Your goal: In the material below, identify each line bearing the word "index". Reproduce those lines.
# # # # #
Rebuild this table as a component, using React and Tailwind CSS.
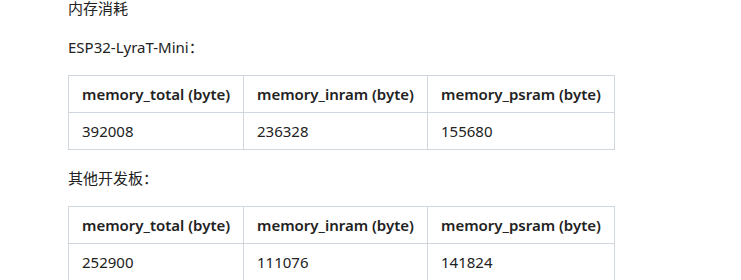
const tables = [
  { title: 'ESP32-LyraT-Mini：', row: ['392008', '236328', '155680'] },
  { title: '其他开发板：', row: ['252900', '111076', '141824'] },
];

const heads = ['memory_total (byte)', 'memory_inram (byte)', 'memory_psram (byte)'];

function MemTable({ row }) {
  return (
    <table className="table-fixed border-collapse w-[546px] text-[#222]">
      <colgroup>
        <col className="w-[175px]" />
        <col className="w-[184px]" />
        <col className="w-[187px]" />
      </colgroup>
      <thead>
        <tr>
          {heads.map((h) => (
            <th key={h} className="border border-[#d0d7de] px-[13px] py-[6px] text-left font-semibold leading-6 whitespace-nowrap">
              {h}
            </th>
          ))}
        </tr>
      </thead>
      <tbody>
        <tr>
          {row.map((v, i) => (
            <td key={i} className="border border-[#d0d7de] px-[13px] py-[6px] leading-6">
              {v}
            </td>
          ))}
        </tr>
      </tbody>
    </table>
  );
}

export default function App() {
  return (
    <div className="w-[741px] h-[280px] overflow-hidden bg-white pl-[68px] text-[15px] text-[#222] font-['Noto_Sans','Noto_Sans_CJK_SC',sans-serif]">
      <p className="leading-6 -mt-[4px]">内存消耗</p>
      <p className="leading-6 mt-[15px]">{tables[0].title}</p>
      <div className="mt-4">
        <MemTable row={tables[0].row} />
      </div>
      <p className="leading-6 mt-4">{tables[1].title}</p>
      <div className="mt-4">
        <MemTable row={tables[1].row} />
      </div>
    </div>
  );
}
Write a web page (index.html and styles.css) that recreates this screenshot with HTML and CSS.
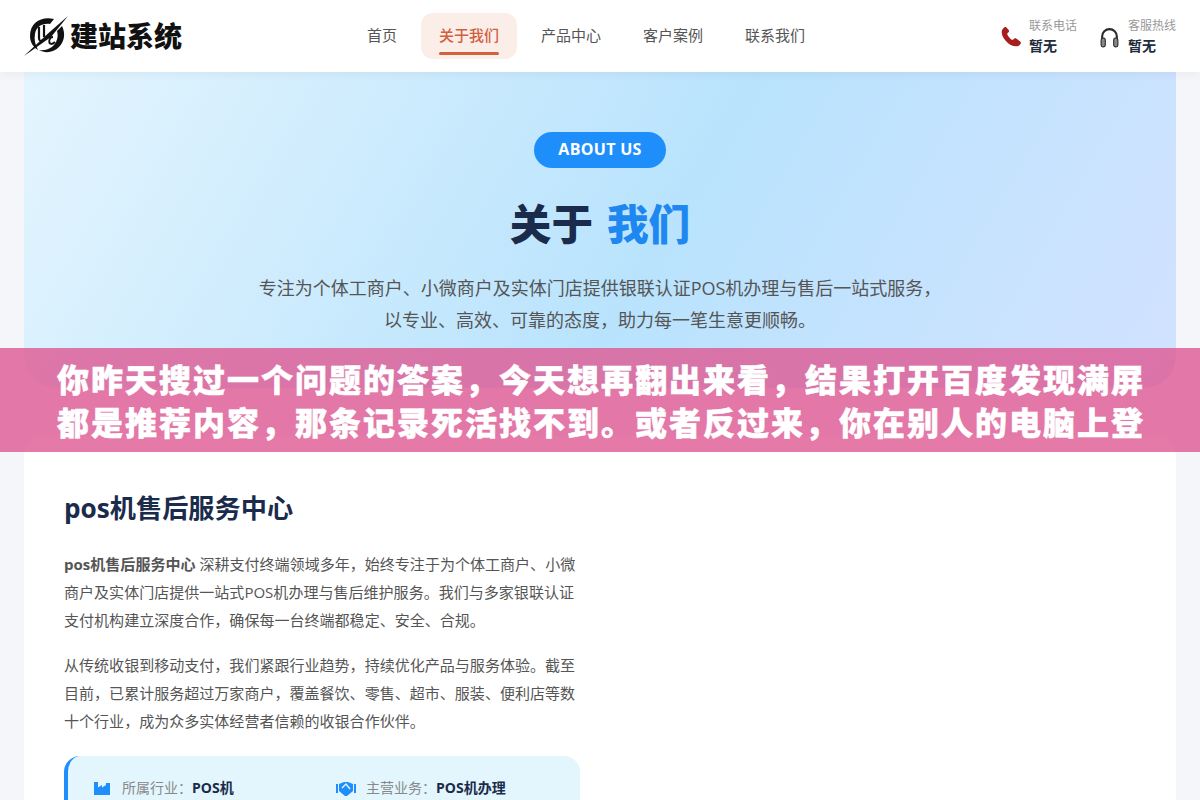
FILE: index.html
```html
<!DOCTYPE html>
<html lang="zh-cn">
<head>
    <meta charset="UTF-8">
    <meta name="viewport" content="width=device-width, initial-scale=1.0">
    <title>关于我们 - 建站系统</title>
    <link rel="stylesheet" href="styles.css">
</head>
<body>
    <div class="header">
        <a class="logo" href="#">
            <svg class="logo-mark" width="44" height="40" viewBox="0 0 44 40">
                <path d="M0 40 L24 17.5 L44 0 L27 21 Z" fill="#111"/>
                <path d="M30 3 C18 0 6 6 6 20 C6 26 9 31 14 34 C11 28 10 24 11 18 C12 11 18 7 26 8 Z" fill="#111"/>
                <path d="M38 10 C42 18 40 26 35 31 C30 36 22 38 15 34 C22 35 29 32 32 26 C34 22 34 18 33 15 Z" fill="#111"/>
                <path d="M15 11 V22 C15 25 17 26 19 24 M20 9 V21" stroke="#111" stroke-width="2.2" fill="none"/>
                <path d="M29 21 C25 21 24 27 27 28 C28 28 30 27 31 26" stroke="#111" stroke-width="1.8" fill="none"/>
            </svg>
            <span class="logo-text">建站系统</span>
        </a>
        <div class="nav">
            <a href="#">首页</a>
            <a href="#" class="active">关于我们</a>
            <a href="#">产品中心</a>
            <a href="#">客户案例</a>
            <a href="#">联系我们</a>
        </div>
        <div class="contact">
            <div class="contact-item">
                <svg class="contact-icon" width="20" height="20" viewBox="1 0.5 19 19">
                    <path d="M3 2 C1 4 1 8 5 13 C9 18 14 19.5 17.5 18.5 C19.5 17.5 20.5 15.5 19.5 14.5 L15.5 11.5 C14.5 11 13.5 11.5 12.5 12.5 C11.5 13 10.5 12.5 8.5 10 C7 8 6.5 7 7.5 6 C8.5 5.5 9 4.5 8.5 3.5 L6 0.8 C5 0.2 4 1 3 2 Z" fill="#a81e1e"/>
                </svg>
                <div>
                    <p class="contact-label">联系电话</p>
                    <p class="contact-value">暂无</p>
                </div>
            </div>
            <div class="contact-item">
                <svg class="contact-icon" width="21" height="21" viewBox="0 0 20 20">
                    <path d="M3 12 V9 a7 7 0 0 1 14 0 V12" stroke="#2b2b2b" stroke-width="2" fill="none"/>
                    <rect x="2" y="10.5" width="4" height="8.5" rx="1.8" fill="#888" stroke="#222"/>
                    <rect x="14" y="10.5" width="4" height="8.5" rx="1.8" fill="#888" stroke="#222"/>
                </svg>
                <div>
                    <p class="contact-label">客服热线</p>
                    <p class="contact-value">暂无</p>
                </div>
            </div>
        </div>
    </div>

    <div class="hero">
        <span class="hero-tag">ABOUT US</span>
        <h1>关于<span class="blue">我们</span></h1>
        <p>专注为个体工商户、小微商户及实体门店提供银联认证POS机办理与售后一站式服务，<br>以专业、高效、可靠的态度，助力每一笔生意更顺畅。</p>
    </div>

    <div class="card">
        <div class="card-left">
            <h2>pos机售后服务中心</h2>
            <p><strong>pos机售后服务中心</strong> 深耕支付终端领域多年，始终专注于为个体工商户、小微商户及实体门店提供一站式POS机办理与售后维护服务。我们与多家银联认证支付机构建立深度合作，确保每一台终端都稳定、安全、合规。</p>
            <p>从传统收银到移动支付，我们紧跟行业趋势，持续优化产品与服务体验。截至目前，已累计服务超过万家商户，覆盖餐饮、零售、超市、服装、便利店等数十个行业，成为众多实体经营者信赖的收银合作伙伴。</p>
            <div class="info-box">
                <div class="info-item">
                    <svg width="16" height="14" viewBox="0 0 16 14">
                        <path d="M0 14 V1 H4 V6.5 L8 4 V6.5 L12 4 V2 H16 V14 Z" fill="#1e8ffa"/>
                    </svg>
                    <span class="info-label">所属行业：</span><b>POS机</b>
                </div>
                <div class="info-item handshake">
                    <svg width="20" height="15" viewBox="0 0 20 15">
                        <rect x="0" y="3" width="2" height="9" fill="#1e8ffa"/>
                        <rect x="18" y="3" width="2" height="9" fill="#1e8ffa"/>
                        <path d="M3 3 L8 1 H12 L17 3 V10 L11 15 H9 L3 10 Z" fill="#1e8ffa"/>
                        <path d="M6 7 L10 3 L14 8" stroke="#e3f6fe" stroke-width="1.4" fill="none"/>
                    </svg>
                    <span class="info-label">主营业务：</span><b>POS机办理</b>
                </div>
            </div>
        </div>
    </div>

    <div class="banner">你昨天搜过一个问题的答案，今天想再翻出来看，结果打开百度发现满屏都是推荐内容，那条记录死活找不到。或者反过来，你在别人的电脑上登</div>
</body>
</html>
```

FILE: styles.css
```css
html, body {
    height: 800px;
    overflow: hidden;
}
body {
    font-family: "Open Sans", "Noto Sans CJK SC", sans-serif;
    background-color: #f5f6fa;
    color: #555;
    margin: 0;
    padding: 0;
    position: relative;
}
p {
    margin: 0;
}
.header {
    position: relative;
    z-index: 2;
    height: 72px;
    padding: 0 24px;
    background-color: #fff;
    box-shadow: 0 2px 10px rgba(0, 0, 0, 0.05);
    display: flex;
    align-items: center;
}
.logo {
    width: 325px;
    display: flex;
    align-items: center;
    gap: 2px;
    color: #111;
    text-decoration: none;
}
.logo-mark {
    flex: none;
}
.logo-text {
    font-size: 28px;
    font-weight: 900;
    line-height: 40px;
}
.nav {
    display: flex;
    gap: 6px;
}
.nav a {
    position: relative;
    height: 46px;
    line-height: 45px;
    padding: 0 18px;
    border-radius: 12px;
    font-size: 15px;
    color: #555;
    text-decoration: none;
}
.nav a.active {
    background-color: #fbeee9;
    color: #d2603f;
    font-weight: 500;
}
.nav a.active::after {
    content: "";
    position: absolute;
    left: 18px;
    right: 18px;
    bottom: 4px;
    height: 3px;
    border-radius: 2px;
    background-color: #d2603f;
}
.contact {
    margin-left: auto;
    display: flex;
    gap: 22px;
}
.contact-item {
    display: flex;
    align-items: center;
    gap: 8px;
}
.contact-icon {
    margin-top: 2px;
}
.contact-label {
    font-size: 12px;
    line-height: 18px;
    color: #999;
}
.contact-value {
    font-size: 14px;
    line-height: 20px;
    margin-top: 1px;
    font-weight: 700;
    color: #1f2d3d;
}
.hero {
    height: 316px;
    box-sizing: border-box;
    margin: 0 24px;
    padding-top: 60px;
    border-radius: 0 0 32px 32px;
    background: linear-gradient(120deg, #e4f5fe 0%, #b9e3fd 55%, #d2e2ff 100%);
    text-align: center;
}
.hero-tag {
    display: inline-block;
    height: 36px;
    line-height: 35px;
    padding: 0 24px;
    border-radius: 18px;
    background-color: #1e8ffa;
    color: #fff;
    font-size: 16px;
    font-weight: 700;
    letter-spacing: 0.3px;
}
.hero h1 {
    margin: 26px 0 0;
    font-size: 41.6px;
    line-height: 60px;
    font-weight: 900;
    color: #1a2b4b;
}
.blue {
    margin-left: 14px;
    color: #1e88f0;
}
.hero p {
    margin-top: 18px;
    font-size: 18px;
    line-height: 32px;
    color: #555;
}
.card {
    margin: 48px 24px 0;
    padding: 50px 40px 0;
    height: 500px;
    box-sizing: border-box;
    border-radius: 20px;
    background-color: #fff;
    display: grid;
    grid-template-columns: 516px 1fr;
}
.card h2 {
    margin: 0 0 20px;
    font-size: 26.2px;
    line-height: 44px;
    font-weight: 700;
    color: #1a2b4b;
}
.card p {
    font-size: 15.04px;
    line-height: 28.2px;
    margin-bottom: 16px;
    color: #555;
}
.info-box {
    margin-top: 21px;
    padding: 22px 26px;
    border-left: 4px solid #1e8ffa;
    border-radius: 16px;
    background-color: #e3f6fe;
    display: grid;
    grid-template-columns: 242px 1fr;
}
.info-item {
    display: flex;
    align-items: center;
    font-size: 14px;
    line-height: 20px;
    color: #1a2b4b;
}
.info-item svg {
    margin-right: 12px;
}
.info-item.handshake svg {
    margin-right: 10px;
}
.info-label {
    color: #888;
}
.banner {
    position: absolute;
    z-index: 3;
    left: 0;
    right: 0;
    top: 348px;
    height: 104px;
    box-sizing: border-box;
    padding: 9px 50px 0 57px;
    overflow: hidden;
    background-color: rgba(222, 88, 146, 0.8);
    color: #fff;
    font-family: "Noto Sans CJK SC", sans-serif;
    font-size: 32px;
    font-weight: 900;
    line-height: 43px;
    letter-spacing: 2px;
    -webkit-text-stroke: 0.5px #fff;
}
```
# # # # #
Final answer:
Write a web page (index.html and styles.css) that recreates this screenshot with HTML and CSS.
FILE: index.html
    z-index: 2;
    z-index: 3;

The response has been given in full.